> REQUIREMENTS:
How many lines in the records below contain the word "components"? Give only the number.

>> Start

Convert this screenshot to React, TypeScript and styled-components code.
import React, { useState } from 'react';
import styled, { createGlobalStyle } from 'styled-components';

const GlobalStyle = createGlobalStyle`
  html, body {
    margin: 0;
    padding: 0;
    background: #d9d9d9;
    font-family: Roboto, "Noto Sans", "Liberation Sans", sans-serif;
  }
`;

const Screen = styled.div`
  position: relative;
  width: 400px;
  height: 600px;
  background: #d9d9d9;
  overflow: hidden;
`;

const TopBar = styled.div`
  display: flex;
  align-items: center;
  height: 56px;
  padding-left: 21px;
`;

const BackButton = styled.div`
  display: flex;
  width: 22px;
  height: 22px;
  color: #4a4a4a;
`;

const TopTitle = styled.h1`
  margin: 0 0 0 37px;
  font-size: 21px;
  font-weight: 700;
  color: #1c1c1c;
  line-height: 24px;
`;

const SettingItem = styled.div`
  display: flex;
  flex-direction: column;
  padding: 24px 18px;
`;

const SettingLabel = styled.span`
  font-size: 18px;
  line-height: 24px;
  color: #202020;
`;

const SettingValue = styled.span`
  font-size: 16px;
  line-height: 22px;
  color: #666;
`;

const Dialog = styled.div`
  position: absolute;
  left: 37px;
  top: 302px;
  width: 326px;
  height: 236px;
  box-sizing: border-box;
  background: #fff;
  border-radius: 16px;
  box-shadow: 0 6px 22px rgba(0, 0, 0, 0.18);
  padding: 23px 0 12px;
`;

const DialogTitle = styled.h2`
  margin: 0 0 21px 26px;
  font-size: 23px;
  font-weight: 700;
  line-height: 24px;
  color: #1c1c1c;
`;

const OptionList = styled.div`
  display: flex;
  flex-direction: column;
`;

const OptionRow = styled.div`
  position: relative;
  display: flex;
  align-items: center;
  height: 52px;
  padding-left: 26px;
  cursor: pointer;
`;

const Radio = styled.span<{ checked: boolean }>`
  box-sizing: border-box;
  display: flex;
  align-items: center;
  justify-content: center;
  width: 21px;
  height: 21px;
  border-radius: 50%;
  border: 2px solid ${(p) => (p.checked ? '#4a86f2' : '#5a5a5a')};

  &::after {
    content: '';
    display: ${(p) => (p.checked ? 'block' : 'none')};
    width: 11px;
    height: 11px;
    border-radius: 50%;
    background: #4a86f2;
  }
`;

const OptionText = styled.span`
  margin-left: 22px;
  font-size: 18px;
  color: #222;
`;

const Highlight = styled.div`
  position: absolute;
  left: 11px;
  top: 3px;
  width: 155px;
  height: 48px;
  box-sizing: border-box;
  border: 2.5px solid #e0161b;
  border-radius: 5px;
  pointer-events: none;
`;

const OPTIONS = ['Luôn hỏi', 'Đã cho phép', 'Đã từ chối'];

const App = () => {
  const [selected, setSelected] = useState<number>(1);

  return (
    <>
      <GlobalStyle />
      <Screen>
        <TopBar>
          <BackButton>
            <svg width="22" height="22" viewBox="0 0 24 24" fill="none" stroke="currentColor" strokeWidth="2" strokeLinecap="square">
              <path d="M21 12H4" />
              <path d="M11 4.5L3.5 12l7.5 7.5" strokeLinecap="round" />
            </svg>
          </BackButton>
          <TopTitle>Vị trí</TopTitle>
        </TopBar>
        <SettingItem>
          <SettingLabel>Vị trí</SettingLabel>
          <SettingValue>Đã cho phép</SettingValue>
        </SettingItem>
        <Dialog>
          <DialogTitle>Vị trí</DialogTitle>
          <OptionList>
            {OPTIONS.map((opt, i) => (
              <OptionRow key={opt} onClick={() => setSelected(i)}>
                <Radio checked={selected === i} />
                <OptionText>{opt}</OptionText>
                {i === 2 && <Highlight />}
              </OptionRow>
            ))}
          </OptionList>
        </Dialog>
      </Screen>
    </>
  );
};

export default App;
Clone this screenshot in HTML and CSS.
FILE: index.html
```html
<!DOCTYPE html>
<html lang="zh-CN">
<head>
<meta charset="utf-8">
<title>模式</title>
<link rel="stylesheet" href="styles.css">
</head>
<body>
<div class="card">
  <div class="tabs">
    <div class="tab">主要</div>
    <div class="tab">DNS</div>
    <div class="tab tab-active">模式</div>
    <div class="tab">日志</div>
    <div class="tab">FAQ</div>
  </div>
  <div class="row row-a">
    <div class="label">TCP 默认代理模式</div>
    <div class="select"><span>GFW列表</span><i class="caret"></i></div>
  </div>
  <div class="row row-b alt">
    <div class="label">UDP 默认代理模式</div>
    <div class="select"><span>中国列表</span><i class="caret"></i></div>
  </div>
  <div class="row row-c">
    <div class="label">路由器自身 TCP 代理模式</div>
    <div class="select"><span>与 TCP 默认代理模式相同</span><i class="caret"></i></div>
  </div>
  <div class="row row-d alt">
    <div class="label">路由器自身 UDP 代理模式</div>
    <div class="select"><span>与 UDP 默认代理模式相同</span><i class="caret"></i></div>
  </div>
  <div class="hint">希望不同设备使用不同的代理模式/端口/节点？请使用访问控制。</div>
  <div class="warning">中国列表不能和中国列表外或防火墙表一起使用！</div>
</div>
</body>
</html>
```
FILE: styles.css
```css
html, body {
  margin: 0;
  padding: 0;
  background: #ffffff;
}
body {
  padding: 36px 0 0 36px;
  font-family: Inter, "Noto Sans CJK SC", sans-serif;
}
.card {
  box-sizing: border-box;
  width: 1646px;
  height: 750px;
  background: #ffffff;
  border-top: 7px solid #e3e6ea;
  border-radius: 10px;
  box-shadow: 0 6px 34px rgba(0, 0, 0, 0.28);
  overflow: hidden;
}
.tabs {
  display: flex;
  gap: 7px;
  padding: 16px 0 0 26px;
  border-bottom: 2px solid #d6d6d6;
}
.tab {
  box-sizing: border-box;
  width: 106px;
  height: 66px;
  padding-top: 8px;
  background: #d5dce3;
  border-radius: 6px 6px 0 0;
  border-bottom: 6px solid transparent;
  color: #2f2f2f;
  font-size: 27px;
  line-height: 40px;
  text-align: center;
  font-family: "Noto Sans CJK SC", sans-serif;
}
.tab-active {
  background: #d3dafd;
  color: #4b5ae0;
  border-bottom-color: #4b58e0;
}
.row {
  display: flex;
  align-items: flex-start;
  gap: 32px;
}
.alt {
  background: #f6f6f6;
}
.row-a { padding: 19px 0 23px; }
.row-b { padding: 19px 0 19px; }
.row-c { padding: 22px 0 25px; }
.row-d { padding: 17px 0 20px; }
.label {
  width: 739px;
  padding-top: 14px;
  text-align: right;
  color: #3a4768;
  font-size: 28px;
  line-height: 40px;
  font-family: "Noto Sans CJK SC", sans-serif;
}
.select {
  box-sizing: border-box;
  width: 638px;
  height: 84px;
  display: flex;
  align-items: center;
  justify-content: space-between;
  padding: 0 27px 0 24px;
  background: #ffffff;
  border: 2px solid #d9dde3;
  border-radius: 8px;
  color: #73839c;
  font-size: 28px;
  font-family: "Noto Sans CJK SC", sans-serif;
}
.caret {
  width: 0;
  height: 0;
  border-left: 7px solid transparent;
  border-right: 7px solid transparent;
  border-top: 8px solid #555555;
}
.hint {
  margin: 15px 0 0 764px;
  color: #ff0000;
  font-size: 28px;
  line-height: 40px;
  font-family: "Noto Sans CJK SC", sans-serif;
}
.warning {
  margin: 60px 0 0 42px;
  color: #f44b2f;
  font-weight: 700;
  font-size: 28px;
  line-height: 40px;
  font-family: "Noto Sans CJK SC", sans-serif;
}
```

>> End

> EXPECTED OUTPUT:
2